The effect of effusion induced hydrogen instability of the superinsulation is the appearance of pressure oscillations of residual hydrogen medium in the vacuum space of the superinsulation caused by adsorption-desorption processes on metallised surfaces of the superinsulation. The genesis of these processes is caused by the occurance and the destruction of the surface states. The fluctuations of the residual hydrogen concentration can be described in the terms of birth-death processes [40]. The increase of the concentration of ionised oxygen and water in residual hydrogen medium up to the optimal level contributes to the appearance of hydrogen adsorption centres. With the water concentration in the residual atmosphere medium being increased, the destruction of these adsorption centres is observed. The desorption mechanism may be as follows: 1) surface exciton excitation, 2) volumetric exciton migration to the sample surface, 3) recombination processes of charging centres on the dispersoid surface of the SVHI dimension-quantised film.
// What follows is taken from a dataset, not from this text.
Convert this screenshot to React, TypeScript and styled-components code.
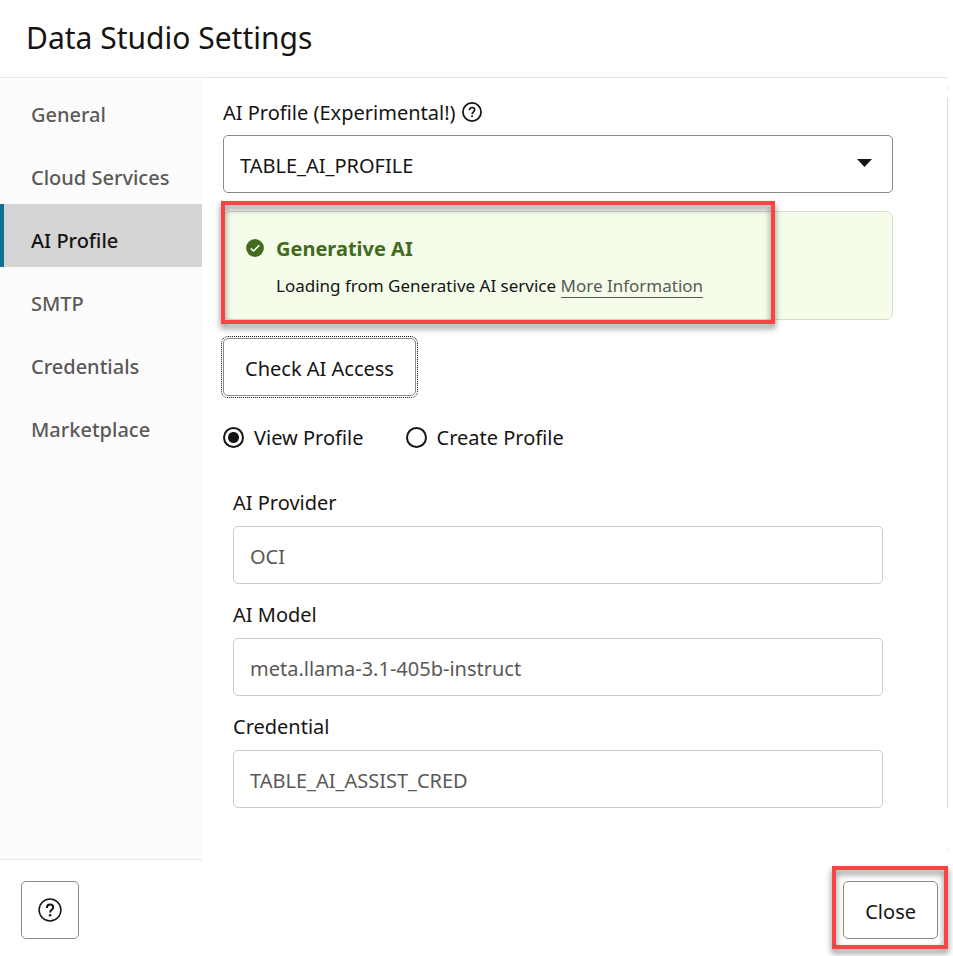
import React, { useState } from "react";
import styled, { createGlobalStyle, css } from "styled-components";

const GlobalStyle = createGlobalStyle`
  *, *::before, *::after { box-sizing: border-box; }
  body { margin: 0; background: #fff; }
  body, button, input, select {
    font-family: "Noto Sans", "Open Sans", sans-serif;
    font-size: 20px;
    color: #161513;
  }
`;

const Dialog = styled.div`
  display: flex;
  flex-direction: column;
  min-height: 100vh;
  padding-right: 5px;
`;

const Header = styled.header`
  height: 78px;
  padding: 16px 26px 0;
  border-bottom: 1px solid #e4e4e4;
`;

const Title = styled.h1`
  margin: 0;
  font-size: 30px;
  line-height: 44px;
  font-weight: 400;
`;

const Body = styled.div`
  display: flex;
  flex: 1;
`;

const Nav = styled.nav`
  flex: 0 0 202px;
  background: #fcfcfc;
  border-bottom: 1px solid #e4e4e4;
`;

const NavItem = styled.button<{ $active: boolean }>`
  display: block;
  width: 100%;
  height: 63px;
  padding: 10px 0 0 27px;
  border: 0;
  border-left: 4px solid transparent;
  background: transparent;
  color: #5b5957;
  font-weight: 500;
  text-align: left;
  cursor: pointer;
  ${(p) =>
    p.$active &&
    css`
      border-left-color: #117092;
      background: #d5d5d5;
      color: #161513;
    `}
`;

const Content = styled.main`
  position: relative;
  flex: 1;
  min-width: 0;
  display: flex;
  flex-direction: column;
  margin: 20px 0 52px;
  padding: 0 54px 0 21px;
  border-right: 1px solid #dcdcdc;
  &::before,
  &::after {
    content: "";
    position: absolute;
    right: -1px;
    width: 1px;
    height: 2px;
    background: #dcdcdc;
  }
  &::before {
    top: -11px;
  }
  &::after {
    bottom: -43px;
  }
`;

const LabelRow = styled.div`
  display: flex;
  align-items: center;
  gap: 6px;
  height: 28px;
  margin-bottom: 9px;
`;

const HelpButton = styled.button`
  display: flex;
  padding: 0;
  border: 0;
  background: none;
`;

const SelectWrap = styled.div`
  position: relative;
  margin-bottom: 18px;
`;

const Select = styled.select`
  display: block;
  width: 100%;
  height: 58px;
  padding: 2px 48px 0 16px;
  border: 1px solid #8b8986;
  border-radius: 5px;
  background: #fff;
  appearance: none;
`;

const Caret = styled.svg`
  position: absolute;
  right: 21px;
  top: 24px;
  pointer-events: none;
`;

const Alert = styled.section`
  position: relative;
  display: grid;
  grid-template-columns: 18px 1fr;
  grid-template-rows: 28px 24px;
  gap: 9px 12px;
  height: 109px;
  padding: 23px 22px;
  border: 1px solid #d5dec9;
  border-radius: 7px;
  background: #f3fdea;
  margin-bottom: 18px;
`;

const AlertIcon = styled.svg`
  margin-top: 4px;
`;

const AlertTitle = styled.h2`
  margin: 0;
  font-size: 20px;
  line-height: 28px;
  font-weight: 700;
  color: #436b1d;
`;

const AlertText = styled.p`
  grid-column: 2;
  margin: 0;
  padding-top: 2px;
  font-size: 17px;
  line-height: 24px;
`;

const Link = styled.a`
  color: #5b5957;
  text-decoration: none;
  border-bottom: 1px solid #5b5957;
`;

const Highlight = styled.div`
  position: absolute;
  border: 4px solid #fc4343;
  filter: drop-shadow(0 4px 3px rgba(0, 0, 0, 0.5));
  pointer-events: none;
`;

const AlertHighlight = styled(Highlight)`
  inset: -11px 117px -5px -3px;
`;

const CloseHighlight = styled(Highlight)`
  inset: -15px -10px -10px -11px;
`;

const Button = styled.button<{ $focused?: boolean }>`
  height: 58px;
  padding: 3px 21px 0;
  border: 1px solid #8b8986;
  border-radius: 5px;
  background: #fff;
  cursor: pointer;
  ${(p) =>
    p.$focused &&
    css`
      align-self: flex-start;
      outline: 1px dotted #161513;
      outline-offset: 1px;
    `}
`;

const IconButton = styled(Button)`
  display: flex;
  align-items: center;
  justify-content: center;
  width: 58px;
  padding: 0;
`;

const Radios = styled.div`
  display: flex;
  gap: 42px;
  margin: 28px 0 0;
`;

const RadioLabel = styled.label`
  display: flex;
  align-items: center;
  gap: 10px;
  line-height: 28px;
`;

const Radio = styled.input`
  appearance: none;
  width: 21px;
  height: 21px;
  margin: 0 0 2px;
  border: 2px solid #161513;
  border-radius: 50%;
  background: #fff;
  &:checked {
    background: radial-gradient(circle, #161513 5px, #fff 6px);
  }
`;

const Fields = styled.div`
  display: flex;
  flex-direction: column;
  gap: 17px;
  padding: 37px 10px 0;
`;

const Field = styled.div`
  display: flex;
  flex-direction: column;
  gap: 9px;
  line-height: 28px;
`;

const TextBox = styled.input`
  width: 100%;
  height: 58px;
  padding: 2px 16px 0;
  border: 1px solid #cccbca;
  border-radius: 5px;
  background: #fff;
  color: #5b5957;
`;

const Footer = styled.footer`
  display: flex;
  align-items: flex-start;
  justify-content: space-between;
  height: 96px;
  padding: 21px 10px 0 21px;
`;

const CloseWrap = styled.div`
  position: relative;
`;

function HelpIcon({ size, stroke }: { size: number; stroke: number }) {
  return (
    <svg width={size} height={size} viewBox="0 0 24 24" fill="none" stroke="#161513" strokeWidth={stroke}>
      <circle cx="12" cy="12" r="10.9" />
      <path d="M8.9 9.9c0-2 1.4-3.3 3.2-3.3 1.8 0 3.1 1.2 3.1 2.8 0 2.4-3.1 2.4-3.1 5.2" strokeWidth="2" />
      <circle cx="12.1" cy="17.2" r="1.2" fill="#161513" stroke="none" />
    </svg>
  );
}

const sections = ["General", "Cloud Services", "AI Profile", "SMTP", "Credentials", "Marketplace"];

const fields = [
  { id: "provider", label: "AI Provider", value: "OCI" },
  { id: "model", label: "AI Model", value: "meta.llama-3.1-405b-instruct" },
  { id: "credential", label: "Credential", value: "TABLE_AI_ASSIST_CRED" },
];

export default function App() {
  const [section, setSection] = useState("AI Profile");
  const [mode, setMode] = useState("View Profile");

  return (
    <>
      <GlobalStyle />
      <Dialog>
        <Header>
          <Title>Data Studio Settings</Title>
        </Header>
        <Body>
          <Nav>
            {sections.map((name) => (
              <NavItem key={name} $active={name === section} onClick={() => setSection(name)}>
                {name}
              </NavItem>
            ))}
          </Nav>
          <Content>
            <LabelRow>
              <label htmlFor="profile">AI Profile (Experimental!)</label>
              <HelpButton aria-label="About AI profiles">
                <HelpIcon size={20} stroke={2.1} />
              </HelpButton>
            </LabelRow>
            <SelectWrap>
              <Select id="profile">
                <option>TABLE_AI_PROFILE</option>
              </Select>
              <Caret width="15" height="8" viewBox="0 0 15 8">
                <path d="M0 0h15L7.5 8z" fill="#161513" />
              </Caret>
            </SelectWrap>
            <Alert>
              <AlertIcon width="18" height="18" viewBox="0 0 18 18">
                <circle cx="9" cy="9" r="8.9" fill="#436b1d" />
                <path d="M4.7 9.3l2.8 2.7 5.800-5.800" fill="none" stroke="#f3fdea" strokeWidth="1.6" />
              </AlertIcon>
              <AlertTitle>Generative AI</AlertTitle>
              <AlertText>
                Loading from Generative AI service <Link href="#more">More Information</Link>
              </AlertText>
              <AlertHighlight />
            </Alert>
            <Button $focused>Check AI Access</Button>
            <Radios>
              {["View Profile", "Create Profile"].map((name) => (
                <RadioLabel key={name}>
                  <Radio type="radio" name="mode" checked={mode === name} onChange={() => setMode(name)} />
                  {name}
                </RadioLabel>
              ))}
            </Radios>
            <Fields>
              {fields.map((f) => (
                <Field key={f.id}>
                  <label htmlFor={f.id}>{f.label}</label>
                  <TextBox id={f.id} value={f.value} readOnly />
                </Field>
              ))}
            </Fields>
          </Content>
        </Body>
        <Footer>
          <IconButton aria-label="Help">
            <HelpIcon size={24} stroke={1.5} />
          </IconButton>
          <CloseWrap>
            <Button>Close</Button>
            <CloseHighlight />
          </CloseWrap>
        </Footer>
      </Dialog>
    </>
  );
}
When an effusive leak is available in the casing, the water concentration variation in the residual medium is symbate to the relative humidity variation in the ambient air [31]. The water amount being excessive in respect to the oscillatory process cycle in question is being frozen out on colder SVHI screens due to thermodiffusion through the porous screen frame.
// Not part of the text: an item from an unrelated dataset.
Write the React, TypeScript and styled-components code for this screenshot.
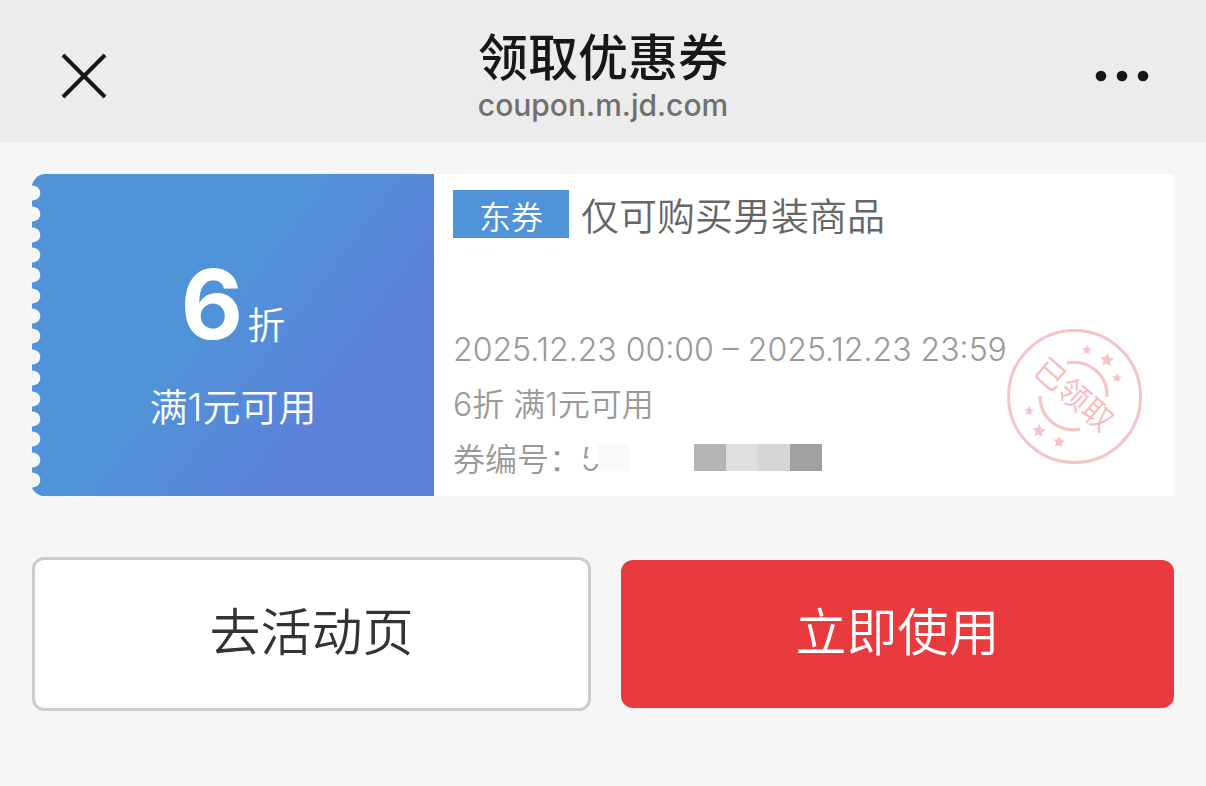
import React from "react";
import styled, { createGlobalStyle } from "styled-components";

const GlobalStyle = createGlobalStyle`
  * { margin: 0; }
  body {
    background: #f6f6f6;
    font-family: Inter, "Noto Sans CJK SC", sans-serif;
    font-weight: 350;
    -webkit-font-smoothing: antialiased;
  }
`;

const Header = styled.header`
  display: flex;
  align-items: center;
  justify-content: space-between;
  min-height: 132px;
  padding: 10px 54px 0;
  background: #ececec;
`;

const IconButton = styled.button`
  display: flex;
  padding: 0;
  border: 0;
  background: none;
  color: #171717;
`;

const HeaderText = styled.div`
  text-align: center;
`;

const Title = styled.h1`
  font-size: 50px;
  line-height: 58px;
  font-weight: 500;
  color: #171717;
`;

const Domain = styled.p`
  font-size: 30px;
  line-height: 36px;
  font-weight: 500;
  color: #707070;
`;

const Main = styled.main`
  padding: 32px;
`;

const Card = styled.section`
  display: flex;
  min-height: 322px;
  background: #fff;
`;

const Value = styled.div`
  box-sizing: border-box;
  display: flex;
  position: relative;
  flex: 0 0 402px;
  flex-direction: column;
  align-items: center;
  justify-content: center;
  padding-top: 14px;
  color: #fff;
  background: linear-gradient(127deg, #5093d8 43%, #5d7fd9 78%);
`;

const Edge = styled.svg`
  position: absolute;
  top: 0;
  left: 0;
`;

const Amount = styled.p`
  display: flex;
  align-items: baseline;
  gap: 4px;
  font-size: 38px;
  line-height: 108px;
`;

const Figure = styled.strong`
  font-size: 96px;
  font-weight: 700;
`;

const Condition = styled.p`
  font-size: 38px;
  line-height: 56px;
`;

const Info = styled.div`
  display: flex;
  position: relative;
  flex: 1;
  flex-direction: column;
  justify-content: space-between;
  padding: 16px 19px 9px;
`;

const Heading = styled.div`
  display: flex;
  gap: 12px;
`;

const Tag = styled.span`
  width: 116px;
  font-size: 32px;
  line-height: 56px;
  height: 48px;
  text-align: center;
  color: #fff;
  background: #5093d8;
`;

const Name = styled.h2`
  font-size: 38px;
  line-height: 52px;
  font-weight: inherit;
  color: #666;
`;

const Detail = styled.p`
  display: flex;
  align-items: center;
  font-size: 32px;
  line-height: 55px;
  color: #999;
  white-space: pre;
`;

const Code = styled.span`
  position: relative;
`;

const Mosaic = styled.svg`
  position: absolute;
  left: 0;
  top: 12px;
`;

const Stamp = styled.svg`
  position: absolute;
  right: 32px;
  bottom: 32px;
`;

const Actions = styled.div`
  display: flex;
  align-items: center;
  gap: 30px;
  margin-top: 61px;
`;

const Action = styled.button<{ $primary?: boolean }>`
  box-sizing: content-box;
  flex: 1 1 0;
  min-height: 138px;
  padding: 0 0 10px;
  border: ${(p) => (p.$primary ? "0" : "3px solid #ccc")};
  border-radius: 12px;
  font-family: inherit;
  font-size: 51px;
  font-weight: inherit;
  color: ${(p) => (p.$primary ? "#fff" : "#333")};
  background: ${(p) => (p.$primary ? "#e93b3d" : "#fff")};
`;

const notches = [19, 40, 61, 81, 101, 122, 142, 162, 183, 204, 225, 245, 265, 286, 306];

const stars = [
  [81, 22, 5], [101, 32, 7], [111, 50, 5],
  [23, 83, 5], [33, 103, 7], [53, 114, 6],
];

const starPoints = (cx: number, cy: number, r: number) =>
  Array.from({ length: 10 }, (_, i) => {
    const a = (Math.PI / 5) * i - Math.PI / 2 + 0.1;
    const d = i % 2 ? r * 0.5 : r;
    return `${cx + d * Math.cos(a)},${cy + d * Math.sin(a)}`;
  }).join(" ");

export default function App() {
  return (
    <>
      <GlobalStyle />
      <Header>
        <IconButton aria-label="关闭">
          <svg width="60" height="60" viewBox="0 0 60 60" stroke="currentColor" strokeWidth="4">
            <path d="M9 9L51 51M51 9L9 51" />
          </svg>
        </IconButton>
        <HeaderText>
          <Title>领取优惠券</Title>
          <Domain>coupon.m.jd.com</Domain>
        </HeaderText>
        <IconButton aria-label="更多">
          <svg width="60" height="60" viewBox="0 0 60 60" fill="currentColor">
            <circle cx="9" cy="30" r="5.3" />
            <circle cx="30" cy="30" r="5.3" />
            <circle cx="51" cy="30" r="5.3" />
          </svg>
        </IconButton>
      </Header>
      <Main>
        <Card>
          <Value>
            <Edge width="12" height="322" viewBox="0 0 12 322" fill="#f6f6f6" aria-hidden="true">
              <path d="M0 0H12Q3 1 0 11ZM0 322H10Q3 320 0 314Z" />
              {notches.map((y) => (
                <path key={y} d={`M0 ${y - 7.5}C11 ${y - 7.5} 11 ${y + 7.5} 0 ${y + 7.5}Z`} />
              ))}
            </Edge>
            <Amount>
              <Figure>6</Figure>折
            </Amount>
            <Condition>满1元可用</Condition>
          </Value>
          <Info>
            <Heading>
              <Tag>东券</Tag>
              <Name>仅可购买男装商品</Name>
            </Heading>
            <div>
              <Detail>2025.12.23 00:00 – 2025.12.23 23:59</Detail>
              <Detail>6折 满1元可用</Detail>
              <Detail>
                券编号：
                <Code>
                  5
                  <Mosaic width="241" height="27" viewBox="0 0 241 27" aria-hidden="true">
                    <path d="M0 0H17V20H12L7 13V3H0Z" fill="#fff" />
                    <rect x="17" width="32" height="27" fill="#f9f9f9" />
                    <rect x="113" width="32" height="27" fill="#b4b4b4" />
                    <rect x="145" width="32" height="27" fill="#dfdfdf" />
                    <rect x="177" width="32" height="27" fill="#d6d6d6" />
                    <rect x="209" width="32" height="27" fill="#a0a0a0" />
                  </Mosaic>
                </Code>
              </Detail>
            </div>
            <Stamp width="136" height="136" viewBox="0 0 136 136" fill="none" stroke="#f6c4c5">
              <circle cx="68.5" cy="68.5" r="66" strokeWidth="3" />
              <path d="M61 35A33 33 0 0 1 101 69M34 68A33 33 0 0 0 74 101" strokeWidth="3" />
              {stars.map(([x, y, r]) => (
                <polygon key={`${x}-${y}`} points={starPoints(x, y, r)} fill="#f6c4c5" stroke="none" />
              ))}
              <text
                x="67"
                y="78"
                transform="rotate(41 68 68)"
                textAnchor="middle"
                fontSize="31"
                fill="#f6bcbd"
                stroke="none"
              >
                已领取
              </text>
            </Stamp>
          </Info>
        </Card>
        <Actions>
          <Action>去活动页</Action>
          <Action $primary>立即使用</Action>
        </Actions>
      </Main>
    </>
  );
}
8.1. EFFECT OF EFFUSION INDUCED HEAT CONDUCTION INSTABILITY OF THE SUPERINSULATION IN CRYOGENIC AND VACUUM FACILITIES (EIHCIS-EFFECT)
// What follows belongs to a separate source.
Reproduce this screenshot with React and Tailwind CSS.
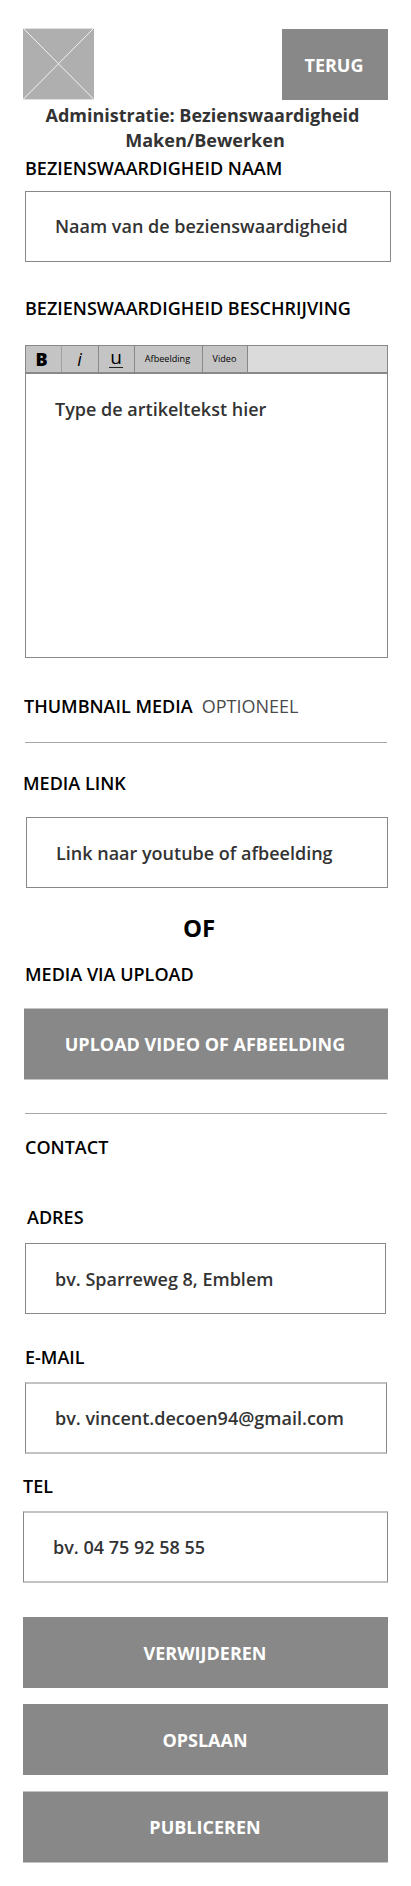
const label = 'block text-lg leading-6 font-semibold text-black whitespace-nowrap';

function Label({ className, children }) {
  return <h2 className={`${label} ${className}`}>{children}</h2>;
}

function Field({ className, children }) {
  return (
    <div className={`flex items-center border-[#888] text-lg leading-6 font-semibold text-[#333] whitespace-nowrap ${className}`}>
      {children}
    </div>
  );
}

function Button({ className, children }) {
  return (
    <button className={`flex items-center justify-center bg-[#888] text-lg leading-6 font-bold text-white whitespace-nowrap ${className}`}>
      {children}
    </button>
  );
}

function Toolbar() {
  return (
    <div className="flex h-7 border-b-2 border-[#888] bg-[#dbdbdb] text-black">
      <div className="flex w-9 items-center justify-center border-r border-[#a0a0a0] bg-[#c4c4c4] pr-1 text-lg leading-6 font-extrabold">B</div>
      <div className="flex w-[37px] items-center justify-center border-r border-[#888] bg-[#c4c4c4] pr-px text-lg leading-6 italic">i</div>
      <div className="flex w-9 items-start justify-center border-r border-[#888] bg-[#c4c4c4] pr-px">
        <span className="h-[22px] w-[14px] border-b border-[#222] text-center text-[19px] leading-[22px]">u</span>
      </div>
      <div className="flex w-[68px] items-center justify-center border-r border-[#888] bg-[#c4c4c4] pr-0.5 text-[9.1px] leading-3">Afbeelding</div>
      <div className="flex w-[45px] items-center justify-center border-r border-[#888] bg-[#c4c4c4] pr-px text-[9.1px] leading-3">Video</div>
    </div>
  );
}

export default function App() {
  return (
    <main className="flex h-[1886px] w-[411px] flex-col items-start overflow-hidden bg-white pt-7 font-['Open_Sans',sans-serif]">
      <header className="flex h-[72px] w-full items-start justify-between pr-[23px] pl-[23px]">
        <svg width="71" height="72" viewBox="0 0 71 72" aria-hidden="true">
          <rect y="0.5" width="71" height="71" fill="#afafaf" />
          <path d="M0 0.5H71M0 71.5H71" stroke="#e0e0e0" strokeWidth="1" />
          <path d="M0.5 0.5L70.5 71M70.5 0.5L0.5 71" stroke="#f2f2f2" strokeWidth="1" />
        </svg>
        <Button className="mt-px h-[71px] w-[106px] pr-0.5">TERUG</Button>
      </header>

      <h1 className="mt-[3px] flex w-full flex-col items-center text-lg leading-[25px] font-bold text-[#333]">
        <span className="pr-1.5">Administratie: Bezienswaardigheid</span>
        <span className="pr-px">Maken/Bewerken</span>
      </h1>

      <Label className="mt-[3px] ml-[25px]">BEZIENSWAARDIGHEID NAAM</Label>
      <Field className="mt-[11px] ml-[25px] h-[71px] w-[366px] border pb-px pl-[29px]">Naam van de bezienswaardigheid</Field>

      <Label className="mt-[34px] ml-[25px]">BEZIENSWAARDIGHEID BESCHRIJVING</Label>
      <section className="mt-[25px] ml-[25px] h-[313px] w-[363px] border border-[#888]">
        <Toolbar />
        <p className="pt-[23px] pl-[29px] text-lg leading-6 font-semibold text-[#333]">Type de artikeltekst hier</p>
      </section>

      <Label className="mt-9 ml-6">
        THUMBNAIL MEDIA<span className="ml-[9px] font-normal text-[#4a4a4a]">OPTIONEEL</span>
      </Label>
      <hr className="mt-6 ml-[25px] w-[362px] border-t border-[#a8a8a8]" />

      <Label className="mt-7 ml-[23px]">MEDIA LINK</Label>
      <Field className="mt-[22px] ml-[26px] h-[71px] w-[362px] border pl-[29px]">Link naar youtube of afbeelding</Field>

      <div className="mt-6 ml-[183px] text-2xl leading-8 font-bold text-black">OF</div>

      <Label className="mt-[18px] ml-[25px]">MEDIA VIA UPLOAD</Label>
      <Button className="mt-[22px] ml-6 h-[72px] w-[364px] border-y border-[#c3c3c3] pr-0.5">UPLOAD VIDEO OF AFBEELDING</Button>
      <hr className="mt-[33px] ml-[25px] w-[362px] border-t border-[#a8a8a8]" />

      <Label className="mt-[21px] ml-[25px]">CONTACT</Label>

      <Label className="mt-[46px] ml-[27px]">ADRES</Label>
      <Field className="mt-[14px] ml-[25px] h-[71px] w-[361px] border pl-[29px]">bv. Sparreweg 8, Emblem</Field>

      <Label className="mt-[31px] ml-[25px]">E-MAIL</Label>
      <Field className="mt-[13px] ml-[25px] h-[72px] w-[362px] border-x border-y-2 border-y-[#c3c3c3] pl-[29px]">bv. vincent.decoen94@gmail.com</Field>

      <Label className="mt-5 ml-[23px]">TEL</Label>
      <Field className="mt-[13px] ml-[23px] h-[72px] w-[365px] border-x border-y-2 border-y-[#c3c3c3] pl-[29px]">bv. 04 75 92 58 55</Field>

      <Button className="mt-[34px] ml-[23px] h-[71px] w-[365px] pr-px">VERWIJDEREN</Button>
      <Button className="mt-4 ml-[23px] h-[71px] w-[365px] pr-px">OPSLAAN</Button>
      <Button className="mt-4 ml-[23px] h-[72px] w-[365px] border-y border-[#c3c3c3] pr-px">PUBLICEREN</Button>
    </main>
  );
}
The effect is the appearance of heat conduction oscillations of the heat insulation being determined by the hydrogen concentration variations.

The hydrogen concentration in the residual medium changing in the EIHIS effect process dynamics is considered as a "thermal bridge" [6] carrying out the periodic switching of the heat flow from the cryogenic reservoir casing to the wall of the cryogenic reservoir vessel and, consequently, to the cryogenic liquid.